Hace unos años hablaba aquí del experimento
IceCube, un detector de neutrinos de un kilómetro cúbico de volumen enterrado bajo el hielo de la Antártida. Decía entonces que el objetivo principal de Ice Cube era detectar neutrinos de alta energía de origen cósmico, procedentes de más allá de nuestro Sistema Solar. La mayor parte de los neutrinos que hasta ahora se detectaban proceden o bien del Sol, o bien de las reacciones de los rayos cósmicos con los átomos de la atmósfera. También se habían detectado neutrinos procedentes de supernovas. Ahora IceCube ha presentado en un simposio celebrado en los Estados Unidos la primera evidencia de 28 neutrinos de energías nunca antes observadas, superiores a cincuenta teraelectronvoltios (50 billones de electronvoltios). Los dos más energéticos, detectados el pasado mes de abril, alcanzaron una energía de más de un petaelectronvoltio (mil billones de electronvoltios), esto es, más de cien veces la energía de las colisiones más energéticas que se han producido en el gran colisionador de hadrones (LHC). Una energía enorme para una partícula elemental, pero no tan grande a escala humana: es la energía con la que un guisante chocaría contra el suelo si lo dejáramos caer desde unos ocho centímetros de altura.
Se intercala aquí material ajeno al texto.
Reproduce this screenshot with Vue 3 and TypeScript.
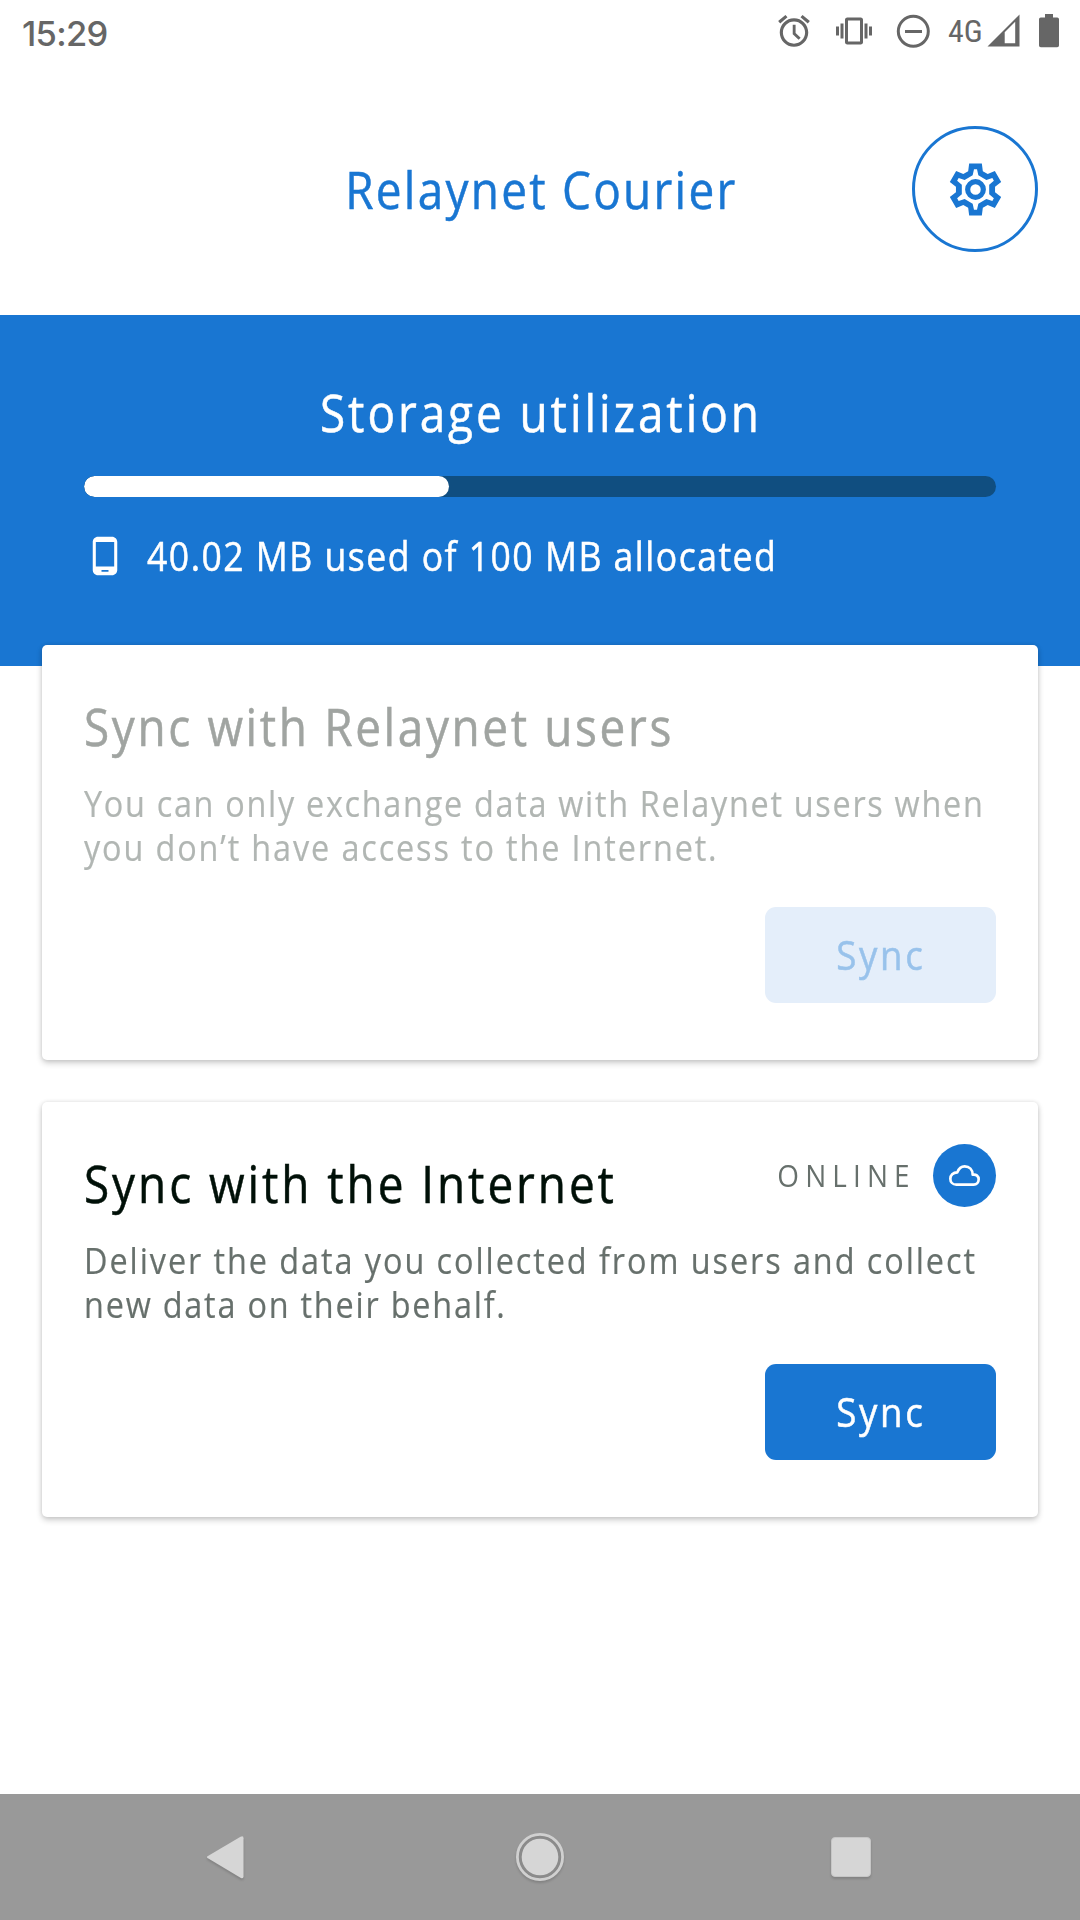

Veintiocho neutrinos pueden parecer poca cosa, pero es el inicio de una nueva era de la astronomía. Ya no estamos limitados a la observación de ondas electromagnéticas (luz, ondas de radio, rayos X, rayos gamma); detectores como Ice Cube son auténticos observatorios astronómicos de neutrinos, que nos permitirán observar el universo como nunca antes lo hemos visto, estudiar fenómenos conocidos desde un nuevo punto de vista, y descubrir nuevos fenómenos que nos permitirán mejorar nuestro conocimiento del Universo y de las leyes que lo rigen.